Since taking up his role in January, 50-year-old Australian Throsby has stressed that the investment bank is trying to shift the business from survival mode to flourish mode, according to a person familiar with the matter.
As part of Throsby’s bid to beef up the investment bank he is looking to hire between 50 and 100 people globally and will focus on key areas such as rates trading, foreign exchange and also equities, according to the same source who spoke on condition of anonymity.
In Barclays’ trading division, income from its markets business fell 4 percent to 1.35 billion pounds ($1.75 billion) in the first three months of the year, as macro income fell 14 percent due to a weaker performance by its U.S. rates business in particular.
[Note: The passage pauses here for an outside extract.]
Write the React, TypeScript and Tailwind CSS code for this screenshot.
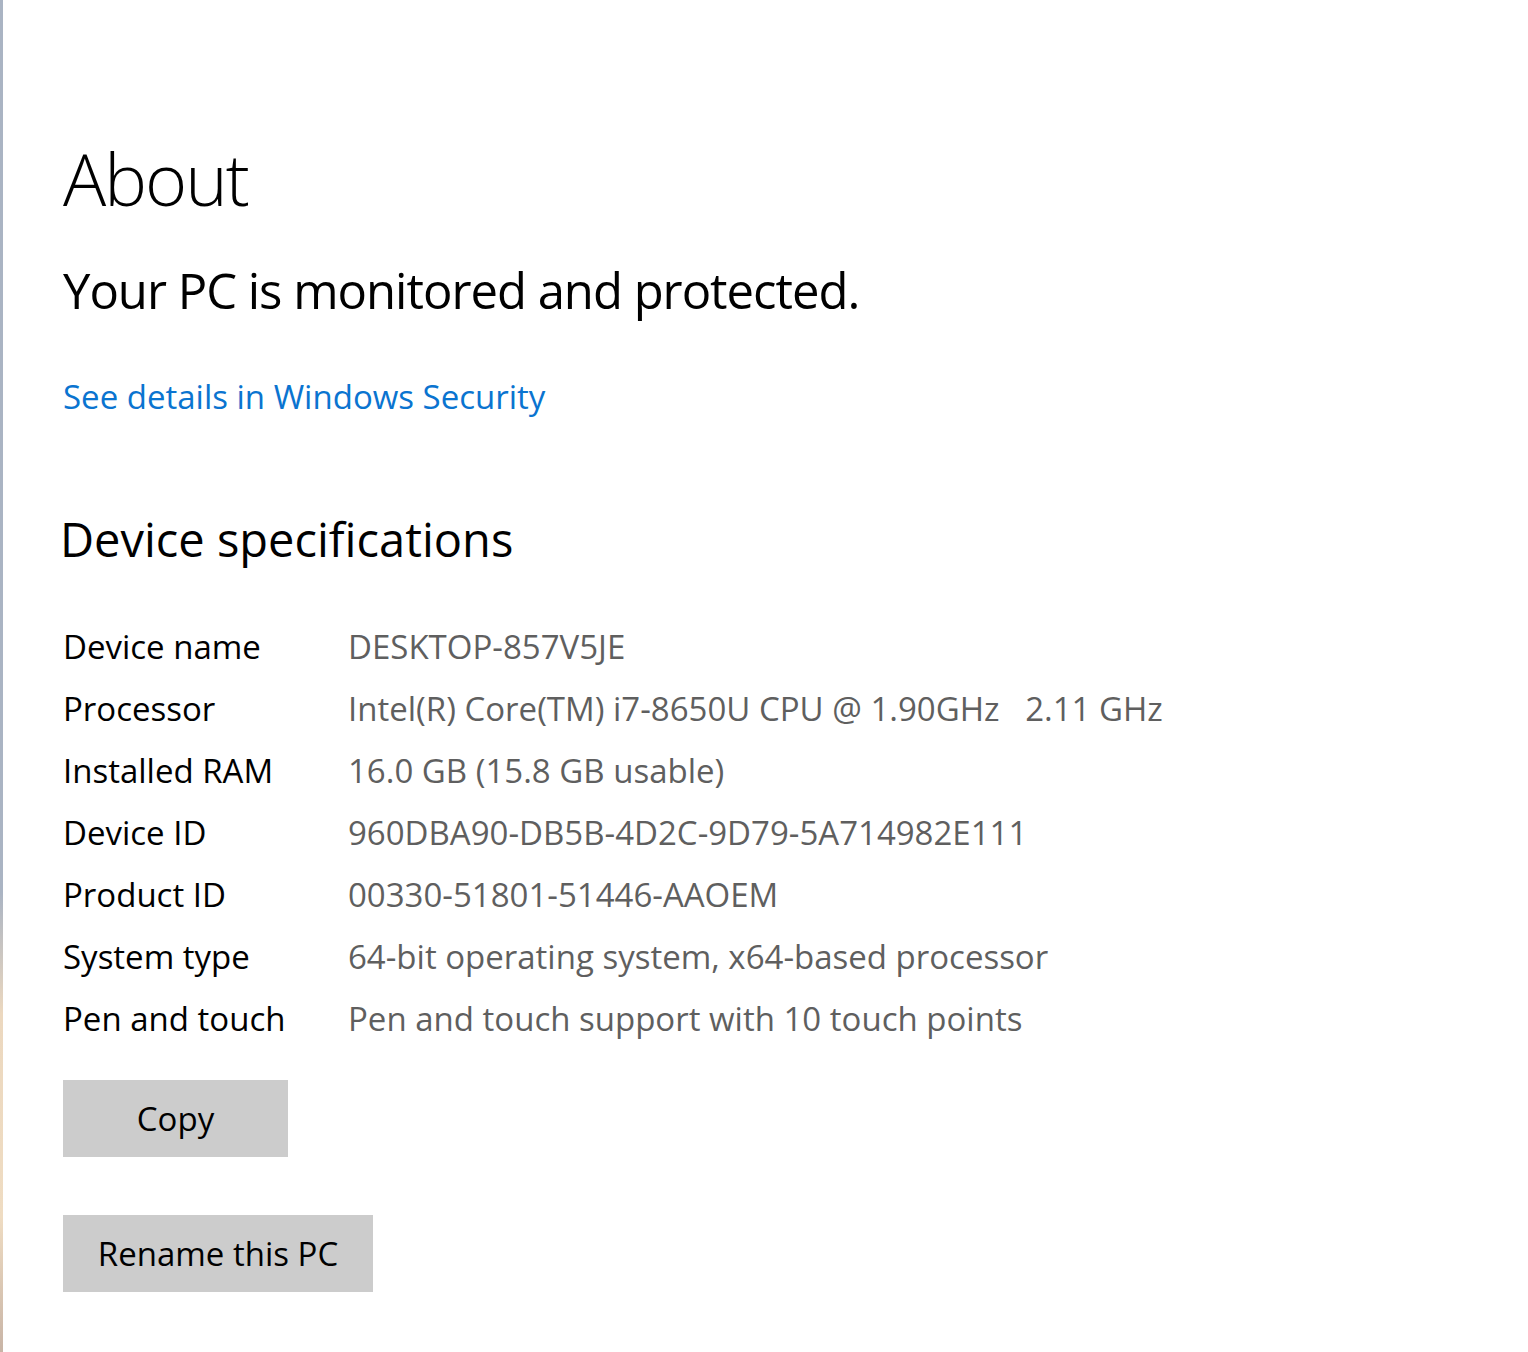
import React from "react";

const rows: [string, string][] = [
  ["Device name", "DESKTOP-857V5JE"],
  ["Processor", "Intel(R) Core(TM) i7-8650U CPU @ 1.90GHz   2.11 GHz"],
  ["Installed RAM", "16.0 GB (15.8 GB usable)"],
  ["Device ID", "960DBA90-DB5B-4D2C-9D79-5A714982E111"],
  ["Product ID", "00330-51801-51446-AAOEM"],
  ["System type", "64-bit operating system, x64-based processor"],
  ["Pen and touch", "Pen and touch support with 10 touch points"],
];

export default function App() {
  return (
    <div
      className="flex h-[1352px] w-full bg-white overflow-hidden"
      style={{ fontFamily: '"Open Sans", "Noto Sans", sans-serif' }}
    >
      <div className="w-[3px] shrink-0 bg-[linear-gradient(to_bottom,#aab4c3_0%,#aab4c3_66%,#ecd8bf_75%,#efdcc2_90%,#c8b4a6_100%)]" />
      <div className="flex flex-col pl-[60px] pt-[128px]">
        <h1 className="h-[100px] flex items-center text-[72px] font-light leading-none tracking-[-2px] text-black">
          About
        </h1>
        <div className="mt-[32px] h-[60px] flex items-center text-[49px] leading-none tracking-[-1px] text-black">
          Your PC is monitored and protected.
        </div>
        <a className="mt-[54px] h-[44px] flex items-center text-[33px] leading-none text-[#0a74d0] cursor-pointer">
          See details in Windows Security
        </a>
        <h2 className="mt-[91px] -ml-[3px] h-[60px] flex items-center text-[47px] leading-none text-black">
          Device specifications
        </h2>
        <div className="mt-[46px] flex flex-col">
          {rows.map(([k, v]) => (
            <div key={k} className="flex h-[62px] items-center text-[33px] leading-none">
              <div className="w-[285px] shrink-0 text-black">{k}</div>
              <div className="whitespace-pre text-[#5f5f5f]">{v}</div>
            </div>
          ))}
        </div>
        <button className="mt-[31px] h-[77px] w-[225px] bg-[#cccccc] text-[33px] text-black leading-none flex items-center justify-center">
          Copy
        </button>
        <button className="mt-[58px] h-[77px] w-[310px] bg-[#cccccc] text-[33px] text-black leading-none flex items-center justify-center">
          Rename this PC
        </button>
      </div>
    </div>
  );
}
Barclays fared better in advisory and underwriting, reporting its best ever performance in debt capital markets in terms of market share.
Banking fees jumped 51 percent to 726 million pounds, its best performance in three years, outperforming an average 33 percent rise across the U.S. banks.
The bank, which hopes to turn a chapter on its restructuring plans in June with the closure of its non-core business, is hoping to compete with Wall Street rivals and in order to do so is looking for senior level hires, particularly in sales and trading on a case-by-case basis.
One such position immediately up for grabs is head of Europe and Middle East banking, for which McGrath will recruit both internally and externally, one of the sources said.
Jean-Francois Astier will head the bank’s global capital markets business. Sam Dean, head of corporate finance for Europe, will retire from the firm as part of the changes, according to the sources.